### Task prompt
Tally the lines that include the word "React" and reply with nothing but the total.

### Source material
◇ ◇ ◇ ◇ ◇ ◇ ◇
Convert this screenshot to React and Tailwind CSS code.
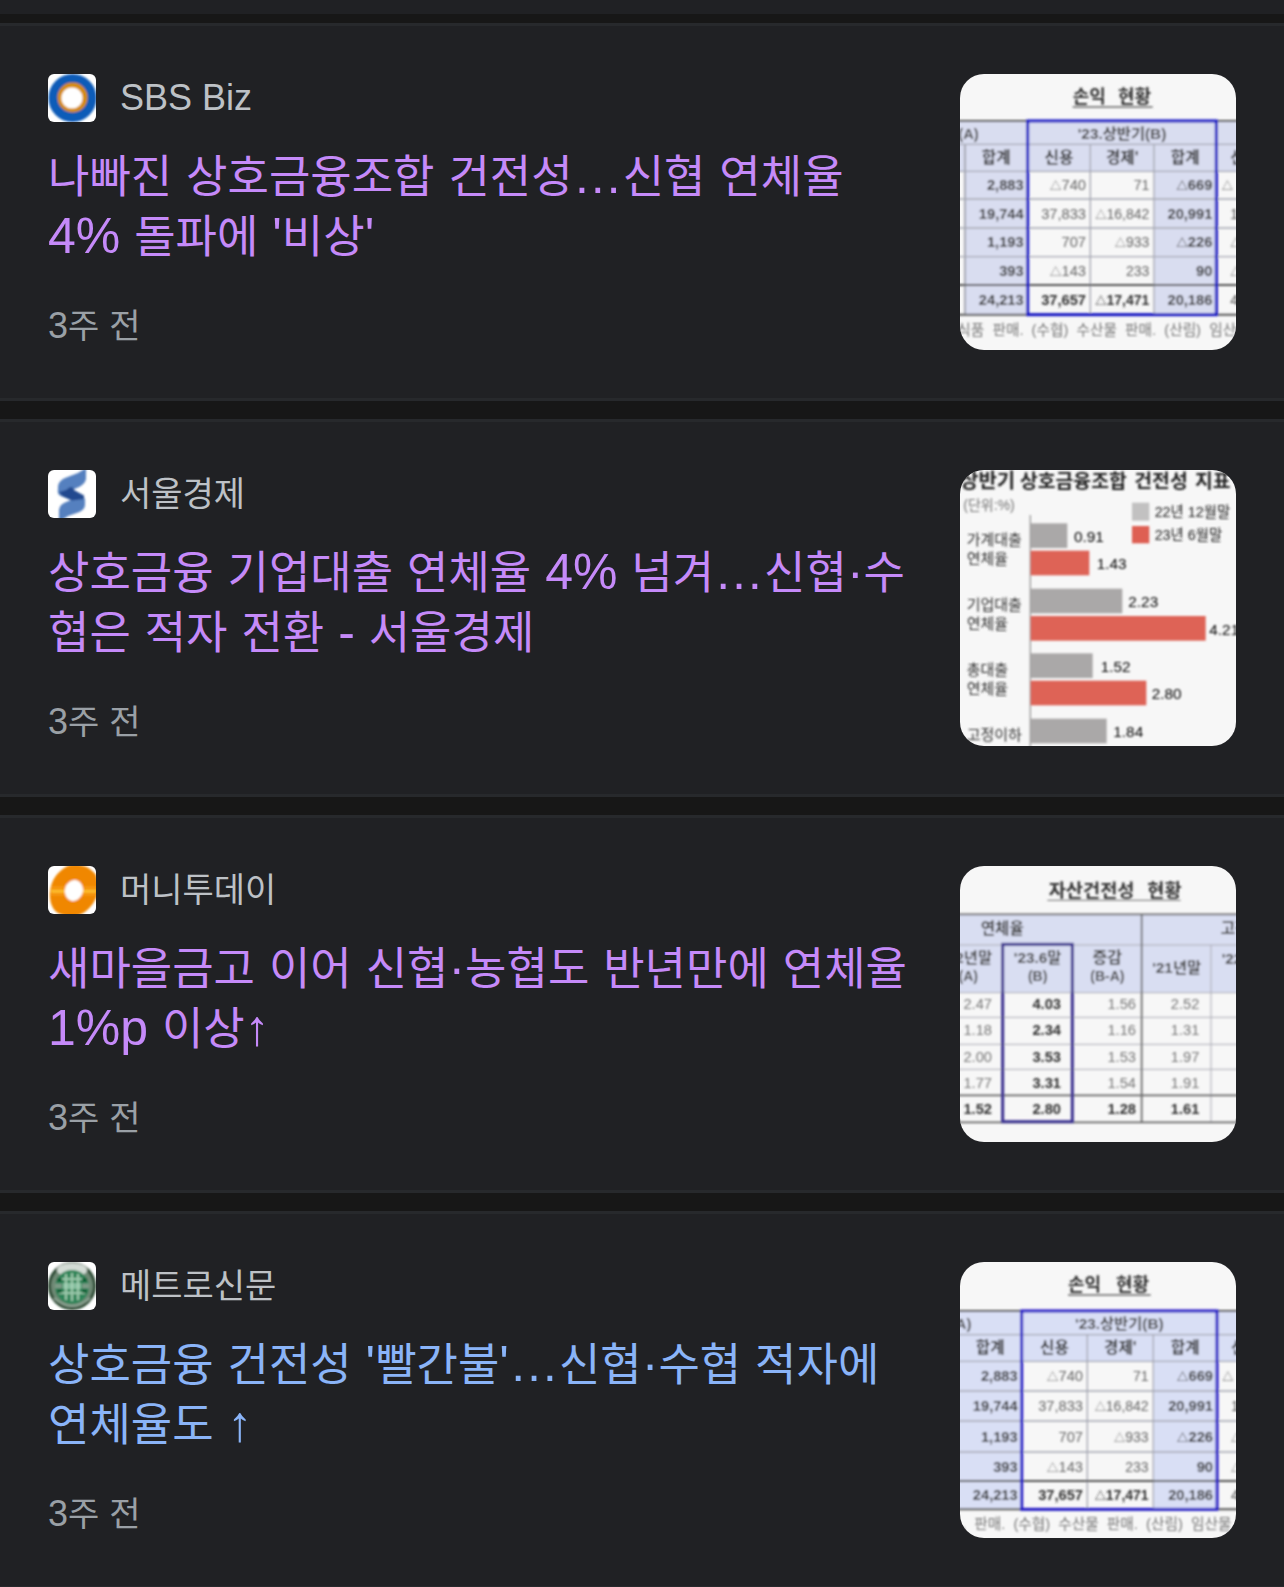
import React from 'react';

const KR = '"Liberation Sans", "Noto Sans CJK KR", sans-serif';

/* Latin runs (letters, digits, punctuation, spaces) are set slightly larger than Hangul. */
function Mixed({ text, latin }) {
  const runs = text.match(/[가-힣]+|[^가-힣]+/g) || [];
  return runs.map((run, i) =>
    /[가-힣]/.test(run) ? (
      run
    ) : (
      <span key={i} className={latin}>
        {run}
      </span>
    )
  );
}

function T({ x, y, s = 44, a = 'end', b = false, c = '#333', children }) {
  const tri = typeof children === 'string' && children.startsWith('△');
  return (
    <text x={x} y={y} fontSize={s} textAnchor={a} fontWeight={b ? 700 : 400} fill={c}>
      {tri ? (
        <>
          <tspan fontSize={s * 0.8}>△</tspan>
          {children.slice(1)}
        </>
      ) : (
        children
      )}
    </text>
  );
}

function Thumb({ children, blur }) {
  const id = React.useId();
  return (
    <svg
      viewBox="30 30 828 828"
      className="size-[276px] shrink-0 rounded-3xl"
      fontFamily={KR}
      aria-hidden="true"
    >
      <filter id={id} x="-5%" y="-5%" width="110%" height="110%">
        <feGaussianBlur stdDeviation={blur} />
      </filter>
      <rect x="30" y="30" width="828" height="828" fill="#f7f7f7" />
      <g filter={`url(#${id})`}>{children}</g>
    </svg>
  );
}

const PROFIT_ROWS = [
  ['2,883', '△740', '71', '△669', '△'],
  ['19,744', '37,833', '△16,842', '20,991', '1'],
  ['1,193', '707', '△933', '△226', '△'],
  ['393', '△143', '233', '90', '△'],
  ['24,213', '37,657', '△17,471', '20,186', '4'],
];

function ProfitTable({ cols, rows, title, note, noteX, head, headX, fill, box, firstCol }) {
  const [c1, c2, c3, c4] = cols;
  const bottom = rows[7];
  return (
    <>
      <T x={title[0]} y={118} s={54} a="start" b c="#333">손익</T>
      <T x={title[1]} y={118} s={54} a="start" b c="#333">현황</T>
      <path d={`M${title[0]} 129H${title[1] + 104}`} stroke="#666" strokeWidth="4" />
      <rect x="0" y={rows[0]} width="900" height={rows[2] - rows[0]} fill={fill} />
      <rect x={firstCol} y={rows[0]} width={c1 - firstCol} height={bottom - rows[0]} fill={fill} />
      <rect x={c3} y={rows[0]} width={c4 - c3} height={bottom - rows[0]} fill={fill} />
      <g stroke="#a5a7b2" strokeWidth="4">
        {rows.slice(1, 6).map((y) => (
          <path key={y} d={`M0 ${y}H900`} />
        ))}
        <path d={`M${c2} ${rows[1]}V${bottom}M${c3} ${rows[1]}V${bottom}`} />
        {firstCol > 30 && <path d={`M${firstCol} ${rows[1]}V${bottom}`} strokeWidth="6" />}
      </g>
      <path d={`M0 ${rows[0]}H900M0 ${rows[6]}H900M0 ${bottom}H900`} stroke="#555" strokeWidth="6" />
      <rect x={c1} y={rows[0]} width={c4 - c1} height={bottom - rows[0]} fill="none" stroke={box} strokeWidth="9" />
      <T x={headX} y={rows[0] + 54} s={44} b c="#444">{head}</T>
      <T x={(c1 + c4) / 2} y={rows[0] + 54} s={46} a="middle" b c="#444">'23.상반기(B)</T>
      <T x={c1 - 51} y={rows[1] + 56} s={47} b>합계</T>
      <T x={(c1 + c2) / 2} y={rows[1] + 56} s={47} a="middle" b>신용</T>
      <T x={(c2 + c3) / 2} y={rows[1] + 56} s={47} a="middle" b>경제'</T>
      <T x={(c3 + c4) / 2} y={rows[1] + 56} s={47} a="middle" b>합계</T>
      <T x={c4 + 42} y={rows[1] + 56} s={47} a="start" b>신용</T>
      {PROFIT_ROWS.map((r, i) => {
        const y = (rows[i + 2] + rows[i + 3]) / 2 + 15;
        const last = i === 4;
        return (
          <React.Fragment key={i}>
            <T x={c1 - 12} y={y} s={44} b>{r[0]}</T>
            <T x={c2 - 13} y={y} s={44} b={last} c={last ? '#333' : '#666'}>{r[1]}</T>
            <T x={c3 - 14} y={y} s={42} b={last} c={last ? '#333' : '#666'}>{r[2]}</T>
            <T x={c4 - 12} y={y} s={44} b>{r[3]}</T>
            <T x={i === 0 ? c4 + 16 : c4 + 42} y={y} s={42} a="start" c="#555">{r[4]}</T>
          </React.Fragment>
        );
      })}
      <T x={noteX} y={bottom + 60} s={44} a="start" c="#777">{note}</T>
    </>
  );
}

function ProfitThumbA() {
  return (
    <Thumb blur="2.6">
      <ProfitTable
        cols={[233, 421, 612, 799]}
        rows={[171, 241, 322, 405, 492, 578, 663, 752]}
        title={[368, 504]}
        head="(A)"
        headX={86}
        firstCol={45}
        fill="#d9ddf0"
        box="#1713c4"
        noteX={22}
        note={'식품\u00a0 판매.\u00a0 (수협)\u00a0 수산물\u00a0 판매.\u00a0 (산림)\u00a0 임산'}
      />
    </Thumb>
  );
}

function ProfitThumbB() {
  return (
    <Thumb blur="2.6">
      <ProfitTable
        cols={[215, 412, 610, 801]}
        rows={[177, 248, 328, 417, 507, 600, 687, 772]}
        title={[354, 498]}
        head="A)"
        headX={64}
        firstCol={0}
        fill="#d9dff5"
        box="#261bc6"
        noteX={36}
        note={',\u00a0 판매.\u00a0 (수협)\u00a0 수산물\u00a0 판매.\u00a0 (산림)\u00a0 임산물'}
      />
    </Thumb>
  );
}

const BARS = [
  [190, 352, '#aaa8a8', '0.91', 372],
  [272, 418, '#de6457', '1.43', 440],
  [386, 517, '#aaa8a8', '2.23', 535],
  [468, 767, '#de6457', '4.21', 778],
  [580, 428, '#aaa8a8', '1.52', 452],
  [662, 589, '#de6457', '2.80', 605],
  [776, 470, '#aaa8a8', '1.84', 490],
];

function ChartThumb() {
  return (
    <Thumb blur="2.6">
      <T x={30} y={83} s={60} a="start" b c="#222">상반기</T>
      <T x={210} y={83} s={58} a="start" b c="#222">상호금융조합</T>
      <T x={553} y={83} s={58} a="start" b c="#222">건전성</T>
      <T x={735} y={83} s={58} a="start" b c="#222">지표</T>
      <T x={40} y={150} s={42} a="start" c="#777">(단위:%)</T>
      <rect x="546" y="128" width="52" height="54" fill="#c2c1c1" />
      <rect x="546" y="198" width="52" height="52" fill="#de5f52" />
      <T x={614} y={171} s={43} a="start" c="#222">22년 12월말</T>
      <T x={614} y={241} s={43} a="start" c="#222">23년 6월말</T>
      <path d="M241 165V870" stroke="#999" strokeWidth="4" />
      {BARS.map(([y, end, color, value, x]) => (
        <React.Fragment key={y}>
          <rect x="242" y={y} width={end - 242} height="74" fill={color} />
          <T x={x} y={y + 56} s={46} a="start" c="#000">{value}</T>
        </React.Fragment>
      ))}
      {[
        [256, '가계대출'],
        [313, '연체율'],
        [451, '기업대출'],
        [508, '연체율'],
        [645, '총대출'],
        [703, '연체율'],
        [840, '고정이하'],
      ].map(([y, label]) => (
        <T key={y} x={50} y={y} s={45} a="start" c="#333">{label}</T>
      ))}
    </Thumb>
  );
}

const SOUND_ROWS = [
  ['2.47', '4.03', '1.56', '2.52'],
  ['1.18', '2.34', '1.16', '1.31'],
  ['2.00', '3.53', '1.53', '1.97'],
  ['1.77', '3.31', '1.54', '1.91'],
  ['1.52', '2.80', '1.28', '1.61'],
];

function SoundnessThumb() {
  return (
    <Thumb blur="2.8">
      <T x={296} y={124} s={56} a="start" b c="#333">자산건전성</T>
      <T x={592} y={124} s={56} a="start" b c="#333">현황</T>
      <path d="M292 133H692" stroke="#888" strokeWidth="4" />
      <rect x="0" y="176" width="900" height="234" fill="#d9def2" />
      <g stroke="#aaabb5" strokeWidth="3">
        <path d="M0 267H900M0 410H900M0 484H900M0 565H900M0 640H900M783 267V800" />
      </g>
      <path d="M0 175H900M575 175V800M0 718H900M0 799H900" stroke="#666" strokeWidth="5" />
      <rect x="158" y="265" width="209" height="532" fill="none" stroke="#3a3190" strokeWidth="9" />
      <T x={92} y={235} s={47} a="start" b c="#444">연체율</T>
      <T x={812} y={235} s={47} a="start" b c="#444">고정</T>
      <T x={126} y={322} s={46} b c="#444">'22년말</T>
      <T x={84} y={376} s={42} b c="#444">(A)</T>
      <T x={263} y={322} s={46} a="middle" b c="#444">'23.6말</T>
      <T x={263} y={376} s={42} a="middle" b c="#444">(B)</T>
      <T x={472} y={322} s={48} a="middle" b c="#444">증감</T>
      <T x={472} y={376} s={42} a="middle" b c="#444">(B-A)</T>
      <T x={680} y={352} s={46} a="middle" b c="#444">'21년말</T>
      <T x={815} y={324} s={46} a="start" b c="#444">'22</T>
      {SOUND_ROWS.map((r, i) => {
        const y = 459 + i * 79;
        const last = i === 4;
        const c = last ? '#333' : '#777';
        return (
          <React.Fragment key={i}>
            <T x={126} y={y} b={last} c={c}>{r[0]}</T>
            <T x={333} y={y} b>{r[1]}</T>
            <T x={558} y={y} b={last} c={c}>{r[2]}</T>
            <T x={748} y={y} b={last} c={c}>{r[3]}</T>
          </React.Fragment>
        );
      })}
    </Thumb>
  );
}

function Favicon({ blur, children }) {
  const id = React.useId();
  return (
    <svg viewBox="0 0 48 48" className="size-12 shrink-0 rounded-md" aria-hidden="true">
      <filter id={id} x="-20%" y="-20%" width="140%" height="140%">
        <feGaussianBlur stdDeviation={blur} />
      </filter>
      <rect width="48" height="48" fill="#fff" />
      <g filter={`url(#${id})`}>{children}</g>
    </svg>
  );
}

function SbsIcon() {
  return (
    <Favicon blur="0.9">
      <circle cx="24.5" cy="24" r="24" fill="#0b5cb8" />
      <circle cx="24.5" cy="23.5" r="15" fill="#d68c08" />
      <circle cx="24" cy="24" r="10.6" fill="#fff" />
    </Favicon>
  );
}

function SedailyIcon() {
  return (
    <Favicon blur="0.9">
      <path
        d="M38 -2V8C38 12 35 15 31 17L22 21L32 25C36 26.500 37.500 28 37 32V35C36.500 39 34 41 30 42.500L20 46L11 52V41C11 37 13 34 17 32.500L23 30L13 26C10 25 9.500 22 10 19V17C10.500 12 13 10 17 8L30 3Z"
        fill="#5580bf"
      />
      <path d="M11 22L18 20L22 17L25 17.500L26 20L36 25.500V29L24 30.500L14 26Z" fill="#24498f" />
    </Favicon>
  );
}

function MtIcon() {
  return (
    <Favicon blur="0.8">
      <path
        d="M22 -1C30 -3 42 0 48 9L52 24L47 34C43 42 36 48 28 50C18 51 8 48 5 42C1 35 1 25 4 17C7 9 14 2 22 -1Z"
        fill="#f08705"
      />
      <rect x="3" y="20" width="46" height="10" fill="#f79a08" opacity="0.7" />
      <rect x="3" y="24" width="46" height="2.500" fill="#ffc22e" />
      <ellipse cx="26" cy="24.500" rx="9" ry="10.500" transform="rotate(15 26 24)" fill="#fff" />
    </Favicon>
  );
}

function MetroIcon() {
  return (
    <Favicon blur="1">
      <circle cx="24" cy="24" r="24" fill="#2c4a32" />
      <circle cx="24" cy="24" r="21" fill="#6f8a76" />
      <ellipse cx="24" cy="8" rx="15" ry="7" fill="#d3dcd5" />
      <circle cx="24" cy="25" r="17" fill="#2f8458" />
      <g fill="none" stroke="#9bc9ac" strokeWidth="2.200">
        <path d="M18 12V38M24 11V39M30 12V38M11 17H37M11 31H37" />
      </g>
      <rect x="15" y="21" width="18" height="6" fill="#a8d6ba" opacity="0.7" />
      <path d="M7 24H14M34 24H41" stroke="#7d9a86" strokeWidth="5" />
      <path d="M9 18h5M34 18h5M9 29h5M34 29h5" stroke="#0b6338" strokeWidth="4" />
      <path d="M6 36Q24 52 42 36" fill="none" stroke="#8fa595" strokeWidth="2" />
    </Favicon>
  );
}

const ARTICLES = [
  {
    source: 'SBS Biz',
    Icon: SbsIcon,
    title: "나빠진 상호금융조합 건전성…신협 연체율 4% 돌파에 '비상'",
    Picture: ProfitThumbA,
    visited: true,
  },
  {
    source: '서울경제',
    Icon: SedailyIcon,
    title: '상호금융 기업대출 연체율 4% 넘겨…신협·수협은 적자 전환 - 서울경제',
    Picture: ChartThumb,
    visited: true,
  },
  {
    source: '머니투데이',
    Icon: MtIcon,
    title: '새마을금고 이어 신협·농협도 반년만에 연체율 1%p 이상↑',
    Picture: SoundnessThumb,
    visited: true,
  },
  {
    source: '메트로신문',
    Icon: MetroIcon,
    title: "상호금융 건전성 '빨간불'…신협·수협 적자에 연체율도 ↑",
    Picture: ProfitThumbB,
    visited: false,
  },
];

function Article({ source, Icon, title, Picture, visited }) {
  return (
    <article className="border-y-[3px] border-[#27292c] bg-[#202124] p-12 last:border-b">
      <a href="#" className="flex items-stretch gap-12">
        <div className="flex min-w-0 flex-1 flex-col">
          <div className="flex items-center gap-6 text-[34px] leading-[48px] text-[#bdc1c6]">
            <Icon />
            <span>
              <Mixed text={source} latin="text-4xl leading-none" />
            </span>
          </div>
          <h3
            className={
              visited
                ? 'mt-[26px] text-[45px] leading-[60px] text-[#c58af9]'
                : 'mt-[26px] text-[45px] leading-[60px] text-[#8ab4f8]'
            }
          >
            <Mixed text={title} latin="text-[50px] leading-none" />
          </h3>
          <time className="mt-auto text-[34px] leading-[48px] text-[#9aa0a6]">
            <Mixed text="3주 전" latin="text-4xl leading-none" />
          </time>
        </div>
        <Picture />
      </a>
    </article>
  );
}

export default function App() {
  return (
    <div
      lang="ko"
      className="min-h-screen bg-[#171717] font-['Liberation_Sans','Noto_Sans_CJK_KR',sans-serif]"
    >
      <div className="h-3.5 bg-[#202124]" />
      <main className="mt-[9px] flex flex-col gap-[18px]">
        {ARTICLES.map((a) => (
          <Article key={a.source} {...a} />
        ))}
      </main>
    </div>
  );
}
◇ ◇ ◇ ◇ ◇ ◇ ◇
### Result
10